=== Collected data ===
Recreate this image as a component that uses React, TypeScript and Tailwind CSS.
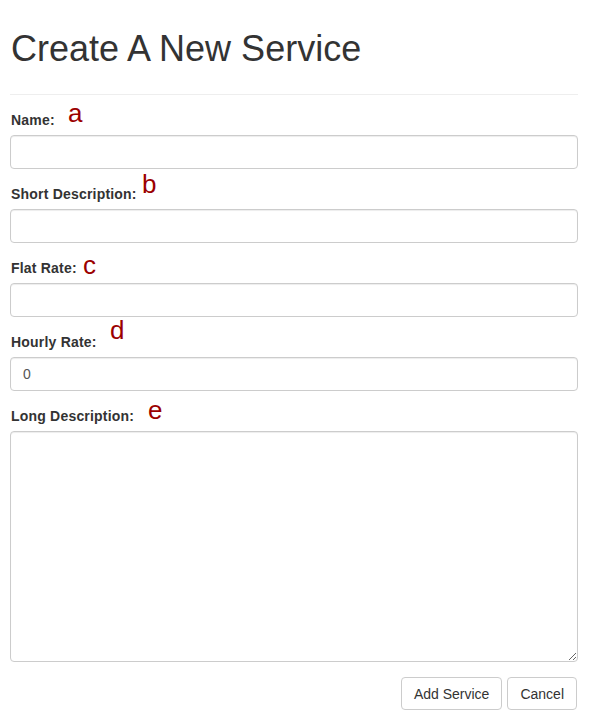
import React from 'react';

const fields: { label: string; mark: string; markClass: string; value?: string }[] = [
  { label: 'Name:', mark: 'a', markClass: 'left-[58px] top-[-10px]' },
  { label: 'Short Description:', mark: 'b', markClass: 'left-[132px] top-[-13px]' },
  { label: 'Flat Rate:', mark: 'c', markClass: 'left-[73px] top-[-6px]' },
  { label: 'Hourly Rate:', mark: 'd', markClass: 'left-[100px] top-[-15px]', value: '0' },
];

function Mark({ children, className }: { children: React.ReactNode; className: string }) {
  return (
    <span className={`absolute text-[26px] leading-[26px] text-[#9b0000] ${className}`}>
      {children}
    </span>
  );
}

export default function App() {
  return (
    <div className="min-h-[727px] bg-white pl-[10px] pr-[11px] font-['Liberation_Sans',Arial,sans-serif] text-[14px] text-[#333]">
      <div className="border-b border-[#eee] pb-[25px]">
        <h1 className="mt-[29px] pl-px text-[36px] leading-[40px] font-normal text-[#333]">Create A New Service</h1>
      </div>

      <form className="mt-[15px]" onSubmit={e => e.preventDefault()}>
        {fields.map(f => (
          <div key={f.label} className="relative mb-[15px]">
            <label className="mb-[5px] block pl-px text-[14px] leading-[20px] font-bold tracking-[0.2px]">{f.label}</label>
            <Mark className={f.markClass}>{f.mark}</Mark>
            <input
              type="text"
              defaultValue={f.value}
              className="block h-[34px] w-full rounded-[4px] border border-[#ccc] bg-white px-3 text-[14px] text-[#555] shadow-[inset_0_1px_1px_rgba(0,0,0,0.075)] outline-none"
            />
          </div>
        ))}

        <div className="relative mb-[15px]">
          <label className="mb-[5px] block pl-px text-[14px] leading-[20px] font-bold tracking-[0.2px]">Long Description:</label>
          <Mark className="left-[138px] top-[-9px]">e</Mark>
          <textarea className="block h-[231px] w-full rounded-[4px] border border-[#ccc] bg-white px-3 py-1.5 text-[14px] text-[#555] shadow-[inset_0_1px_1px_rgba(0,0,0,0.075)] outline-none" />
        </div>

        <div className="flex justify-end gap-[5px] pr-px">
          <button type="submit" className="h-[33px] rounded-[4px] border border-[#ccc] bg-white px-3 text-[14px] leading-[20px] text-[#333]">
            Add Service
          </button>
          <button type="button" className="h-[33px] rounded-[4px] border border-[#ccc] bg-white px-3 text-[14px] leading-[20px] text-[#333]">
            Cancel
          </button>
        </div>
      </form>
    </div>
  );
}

=== Task to carry out ===
Please write out all of the material above without changing a word, and omit any pictures.

=== Correct result ===
Recreate this image as a component that uses React, TypeScript and Tailwind CSS.
import React from 'react';

const fields: { label: string; mark: string; markClass: string; value?: string }[] = [
  { label: 'Name:', mark: 'a', markClass: 'left-[58px] top-[-10px]' },
  { label: 'Short Description:', mark: 'b', markClass: 'left-[132px] top-[-13px]' },
  { label: 'Flat Rate:', mark: 'c', markClass: 'left-[73px] top-[-6px]' },
  { label: 'Hourly Rate:', mark: 'd', markClass: 'left-[100px] top-[-15px]', value: '0' },
];

function Mark({ children, className }: { children: React.ReactNode; className: string }) {
  return (
    <span className={`absolute text-[26px] leading-[26px] text-[#9b0000] ${className}`}>
      {children}
    </span>
  );
}

export default function App() {
  return (
    <div className="min-h-[727px] bg-white pl-[10px] pr-[11px] font-['Liberation_Sans',Arial,sans-serif] text-[14px] text-[#333]">
      <div className="border-b border-[#eee] pb-[25px]">
        <h1 className="mt-[29px] pl-px text-[36px] leading-[40px] font-normal text-[#333]">Create A New Service</h1>
      </div>

      <form className="mt-[15px]" onSubmit={e => e.preventDefault()}>
        {fields.map(f => (
          <div key={f.label} className="relative mb-[15px]">
            <label className="mb-[5px] block pl-px text-[14px] leading-[20px] font-bold tracking-[0.2px]">{f.label}</label>
            <Mark className={f.markClass}>{f.mark}</Mark>
            <input
              type="text"
              defaultValue={f.value}
              className="block h-[34px] w-full rounded-[4px] border border-[#ccc] bg-white px-3 text-[14px] text-[#555] shadow-[inset_0_1px_1px_rgba(0,0,0,0.075)] outline-none"
            />
          </div>
        ))}

        <div className="relative mb-[15px]">
          <label className="mb-[5px] block pl-px text-[14px] leading-[20px] font-bold tracking-[0.2px]">Long Description:</label>
          <Mark className="left-[138px] top-[-9px]">e</Mark>
          <textarea className="block h-[231px] w-full rounded-[4px] border border-[#ccc] bg-white px-3 py-1.5 text-[14px] text-[#555] shadow-[inset_0_1px_1px_rgba(0,0,0,0.075)] outline-none" />
        </div>

        <div className="flex justify-end gap-[5px] pr-px">
          <button type="submit" className="h-[33px] rounded-[4px] border border-[#ccc] bg-white px-3 text-[14px] leading-[20px] text-[#333]">
            Add Service
          </button>
          <button type="button" className="h-[33px] rounded-[4px] border border-[#ccc] bg-white px-3 text-[14px] leading-[20px] text-[#333]">
            Cancel
          </button>
        </div>
      </form>
    </div>
  );
}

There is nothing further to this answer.